Uruguay has a population of almost 3.5 million people. As of August 27 2021, 70% of the population have their second dose of the vaccine against coronavirus and 74% have received the first.
The government banked on a fast vaccination campaign to control the pandemic in Uruguay, instead of lockdowns and stringent restrictions on daily life and the economy. There were criticisms and a dramatic surge in cases and deaths between April and June.
However when you look at this graphic from the Coronavirus UY app, the strategy is working.
This graph shows the number of people vaccinated since Uruguay started vaccinating on March 1. It plots the vaccination rate (first dose, final dose, final dose plus 15 days) against the number of deaths (fallecidos in Spanish).
‘Final doses plus 15 days’ is what we need for current best immunity.
As I write the figure is over 70% of the population making Uruguay one of the world’s most efficient vaccination campaigns.
On July 28, the health minister announced that Uruguay would offer a booster shot of Pfizer, particularly for people previously vaccinated with Coronavac (the majority of Uruguayans). While Coronavac has good protection rates they are not quite as high as others.
In this graph as of August 27 2021, you can see the percentage of the population by department that has already received the booster dose. Nationwide, 8.6% of the country’s population has received the booster dose.
The latest on the pandemic in Uruguay
April 1 2022 The Uruguay government declared the end of the health emergency on April 1 after 752 days. 84% of the population has received at least one shot. 64% have received at least one (third) booster shot. Click the 'Covid-19' link in the site menu bar for collected reports from Guru'Guay.
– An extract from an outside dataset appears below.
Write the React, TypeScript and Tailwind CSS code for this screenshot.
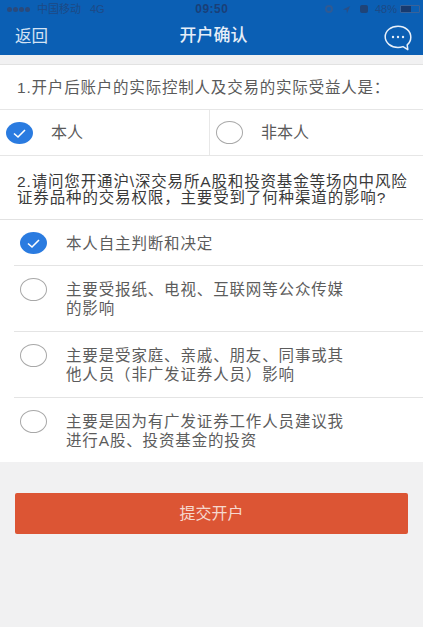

Disclaimer: Data is from the Coronavirus UY app, which is approved by the Uruguay Ministry of Health. To be able to see these graphics for yourself you must be in Uruguay and registered on the Coronavirus UY app. As they are so useful to see how the country has been dealing with the pandemic, I decided to share some screenshots and explanations with you. Any analysis is based on my own reading and research as an informed member of society in Uruguay. I’m not an expert.